Ohtani, who turns 29 in July, could set multiple records with his next contract, likely in the neighborhood of a $45 million average annual value and quite possibly reaching $500 million in total.

If the Angels drop out of contention in the rough-and-tumble AL West, Ohtani likely becomes the top name on the trade market this summer. If the Angels are in the mix for the playoffs, the pressure builds on the team to get something done before possibly losing Ohtani in free agency for nothing more than a compensatory draft pick.

So yeah, definitely high stakes with Ohtani and the Angels.

Here is a closer look at five more players eligible for free agency after this season:

RHP Aaron Nola, PHILADELPHIA PHILLIES

Nola, who turns 30 in June, went 11-13 with a 3.25 ERA in 32 starts for Philadelphia last year. He also had a career-best 235 strikeouts in 205 innings for the NL champions.

Nola was selected by the Phillies with the seventh overall pick in the 2014 amateur draft. There were extension talks during spring training, but it didn’t work out.
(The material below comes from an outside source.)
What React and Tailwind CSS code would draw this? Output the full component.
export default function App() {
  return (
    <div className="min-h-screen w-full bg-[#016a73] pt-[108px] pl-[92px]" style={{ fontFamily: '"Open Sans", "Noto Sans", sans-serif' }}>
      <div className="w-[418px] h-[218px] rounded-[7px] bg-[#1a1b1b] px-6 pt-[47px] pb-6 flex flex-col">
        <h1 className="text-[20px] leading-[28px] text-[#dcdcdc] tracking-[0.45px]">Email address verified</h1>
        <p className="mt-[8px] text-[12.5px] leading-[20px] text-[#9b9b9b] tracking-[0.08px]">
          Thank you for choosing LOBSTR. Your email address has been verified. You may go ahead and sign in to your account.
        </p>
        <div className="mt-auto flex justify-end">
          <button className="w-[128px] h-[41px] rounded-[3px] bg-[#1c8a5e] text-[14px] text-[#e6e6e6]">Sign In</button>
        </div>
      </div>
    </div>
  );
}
“We are very open-minded to trying to sign him at the end of the season,” President of Baseball Operations Dave Dombrowski said. “We’re hopeful that he’ll remain a Phillie for a long time.”

3B Matt Chapman, TORONTO BLUE JAYS

Chapman hit 36 homers and drove in 91 runs for Oakland in 2019. He hasn’t been able to duplicate that production, but the three-time Gold Glover finished with 27 homers and 76 RBIs in 155 games last year in his first season with Toronto.
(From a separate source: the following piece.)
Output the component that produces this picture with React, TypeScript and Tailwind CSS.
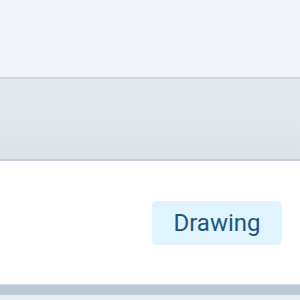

Chapman turns 30 on April 28. Long one of the game’s top fielding third basemen, he is represented by Scott Boras, who generally takes his clients to free agency.

OF TEOSCAR HERNÁNDEZ, SEATTLE MARINERS

Hernández was acquired in a November trade with Toronto. He hit .267 with 25 homers and 77 RBIs in his final year with the Blue Jays. He was terrific in 2021, batting .296 with 32 homers, 116 RBIs and a .870 OPS.

The change of scenery could help the 30-year-old Hernández set himself up for a big payday. He is a .357 hitter with three homers and seven RBIs in 16 games at Seattle’s T-Mobile Park.

OF Ian Happ, CHICAGO CUBS

The switch-hitting Happ is coming off perhaps his best big league season, setting career highs with a .271 batting average, 72 RBIs and 42 doubles in 158 games. He also won his first Gold Glove and made the NL All-Star team for the first time.

Chicago had struggled to re-sign its own players in recent years, but it agreed to a $35 million, three-year contract with infielder Nico Hoerner on Monday. The 28-year-old Happ, a first-round pick in the 2015 amateur draft, is on the executive subcommittee for the players’ union.

LHP JULIO URÍAS, LOS ANGELES DODGERS

Urías, who turns 27 in August, likely will have plenty of suitors if he reaches free agency. He went 17-7 with an NL-low 2.16 ERA in 31 starts for the NL West champions in 2022, finishing third in NL Cy Young Award balloting. That’s after he went 20-3 with a 2.96 ERA in the previous season.

Urías also is a Boras client, but the Dodgers have one of the majors’ biggest payrolls. Los Angeles also could make a run at Ohtani, which could factor into its discussions with Urías’ camp.